Arrays are a form of data structure that typically hold entries of the same data type. Each entry in an array will typically have a specific value, from a range of values associated with a data type, and will be retrievable by indexing a search key into the array.
Arrays often store a large number of entries, and where an array is stored in computer readable memory, as the number of entries increases, so too does the memory resources allocated to store those entries.
One type of array that often holds a large number of entries, and thus occupies substantial memory resources, includes route tables for performing a look up of a route associated with an Internet Protocol (IP) address. Such route tables are typically stored in memory on board Internet routers that forward IP packets to a destination given by a destination IP address field in a packet header. As will be understood, an IP address comprises binary 1's and 0's which the Internet router “looks up” in its route table to determine which adjacent router or network is able to carry the IP packet through to its destination.
Since the structure of the Internet, and in turn IP addresses, is hierarchical, a subset of the IP address, the left-most bits called the prefix, uniquely identifies a subnetwork of many computers or a subnetwork of further smaller networks themselves connected to many computers. The problem of finding a route then consists of matching the most specific or longest prefix in the route table to the destination IP address found in a packet. Such a look up is often referred to as “longest prefix matching” and the associated route tables as “longest prefix match tables”.
By way of example, a 32-bit IP (IP version 4) address of 162.122.14.20 might be the IP address of a particular computer on the Internet (expressed as four 8-bit numbers in dot notation), but any IP packet addressed to 162.122.14.* (that is, addresses 162.122.14.1 through 162.122.14.255) would reach the sub-network of 255 computers of which 162.122.14.20 is a member. That is, the 24-bit address prefix of 162.122.14.* uniquely locates this sub-network. We might also find, however, that any IP address prefixed by the 8-bit prefix 162.*.*.* locates all computers in a broad geographical region.

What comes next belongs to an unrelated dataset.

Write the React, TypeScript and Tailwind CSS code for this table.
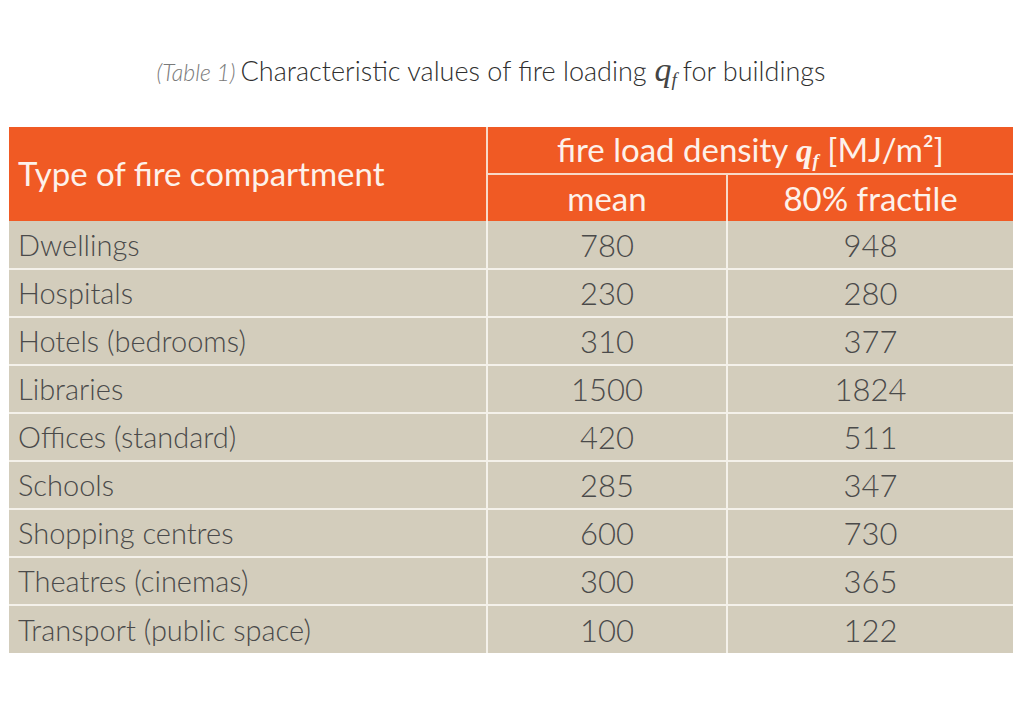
const ROWS = [
  { type: "Dwellings", mean: "780", fractile: "948" },
  { type: "Hospitals", mean: "230", fractile: "280" },
  { type: "Hotels (bedrooms)", mean: "310", fractile: "377" },
  { type: "Libraries", mean: "1500", fractile: "1824" },
  { type: "Offices (standard)", mean: "420", fractile: "511" },
  { type: "Schools", mean: "285", fractile: "347" },
  { type: "Shopping centres", mean: "600", fractile: "730" },
  { type: "Theatres (cinemas)", mean: "300", fractile: "365" },
  { type: "Transport (public space)", mean: "100", fractile: "122" },
];

const sans = "font-['Lato','Open_Sans',sans-serif]";

export default function App() {
  return (
    <div className={`h-[712px] w-[1024px] bg-white pt-[50px] ${sans}`}>
      <h1 className="flex items-baseline justify-center pr-[42px] text-[27px] font-light leading-[40px] text-[#2f2f2f]">
        <span className="mr-[5px] text-[23px] font-light italic text-[#7a7a7a]">(Table 1)</span>
        Characteristic values of fire loading
        <span className="ml-[8px] mr-[6px] font-['Liberation_Serif',serif] text-[34px] italic text-[#444]">
          q<sub className="text-[19px]">f</sub>
        </span>
        for buildings
      </h1>

      <table className="mt-[35px] ml-[9px] w-[1004px] table-fixed border-collapse text-[29px] font-light">
        <colgroup>
          <col className="w-[478px]" />
          <col className="w-[240px]" />
          <col className="w-[286px]" />
        </colgroup>
        <thead className="bg-[#f05a24] text-[#fdf1ea]">
          <tr className="h-[47px]">
            <th
              rowSpan={2}
              className="border-r-2 border-[#f8d9c8] pl-[9px] text-left text-[33px] font-normal"
            >
              Type of fire compartment
            </th>
            <th
              colSpan={2}
              className="border-b-2 border-[#f8d9c8] text-center text-[33px] font-normal leading-[40px]"
            >
              fire load density{" "}
              <span className="font-['Liberation_Serif',serif] font-bold italic">
                q<sub className="text-[19px]">f</sub>
              </span>{" "}
              [MJ/m²]
            </th>
          </tr>
          <tr className="h-[47px]">
            <th className="border-r-2 border-[#f8d9c8] text-center text-[33px] font-normal leading-[40px]">mean</th>
            <th className="text-center text-[33px] font-normal leading-[40px]">80% fractile</th>
          </tr>
        </thead>
        <tbody className="bg-[#d3cdbc] text-[#4a4a4a]">
          {ROWS.map((row, i) => (
            <tr
              key={row.type}
              className={i === 0 ? "h-[48px]" : "h-[48px] border-t-2 border-[#f4f1ea]"}
            >
              <td className="border-r-2 border-[#f4f1ea] pl-[9px] leading-[40px]">{row.type}</td>
              <td className="border-r-2 border-[#f4f1ea] text-center text-[31px] leading-[40px]">{row.mean}</td>
              <td className="text-center text-[31px] leading-[40px]">{row.fractile}</td>
            </tr>
          ))}
        </tbody>
      </table>
    </div>
  );
}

One popular data structure for a route table facilitating longest-prefix matching is a multi-way or radix trie. A radix trie consists of a collection of tables containing table entries that are indexed by a multi-bit part of an IP address (“the look up key”). Each table entry either points to next-hop route data (that is, the result of a route), or points to another table—a subtable that covers routes of prefixes longer than that of the parent table. A lookup is typically performed by indexing a first level table with a fixed number of address bits, and then continuing to index lower level subtables with subsequent bits of the address until the lookup finds next-hop data or fails.
In practice, the lookup key may not be split into digits of equal radix or size. Typically, the first digit is of much larger radix (16-bits or 65536 is common) than the digits to the right, as this allows a large first-level table of which there is only one instance.
Each time another group of address bits is consumed, the look up descends into a deeper level (L2, L3, etc.) of the trie. By way of example, suppose a trie had only three levels; in this case, 16 bits might be consumed for indexing the L1 table, 8 bits for indexing each L2 subtable, of which there may be many instances, and the last 8-bits of the 32-bit address for indexing each L3 subtable. Different breakdowns of IP addresses into levels of the trie are possible, but a 16/8/8 split of bits has proven effective with “real” IP route data.
Whilst radix tries offer fast lookups, for example at most three lookups (for L1, L2, and L3) per 32-bit address, they suffer the disadvantage of being very large compared to the amount of data they hold. One of the reasons for this is a phenomenon called “prefix expansion”. Prefix expansion is caused by taking prefixes whose length does not neatly fit the L1, L2, etc. breakdown and expanding them artificially into replicated entries that can be indexed directly given the fixed structure. For example, a 21-bit address prefix does not fit the 24-bit prefix located at L2 for a 16/8-bit L1/L2 structure, hence a single 21-bit prefix is replicated eight times to expand it to eight 24-bit prefixes. This expansion phenomenon particularly affects the economics of placing radix tries in fast memories, such as costly Static Random Access Memory (SRAM).
There is a need for methods and systems that compress arrays, such as radix tries, without affecting the speed of lookups. There is also a need to provide methods and systems that permit Internet routers, and similar devices, to exploit the performance advantage of SRAM while minimizing hardware costs.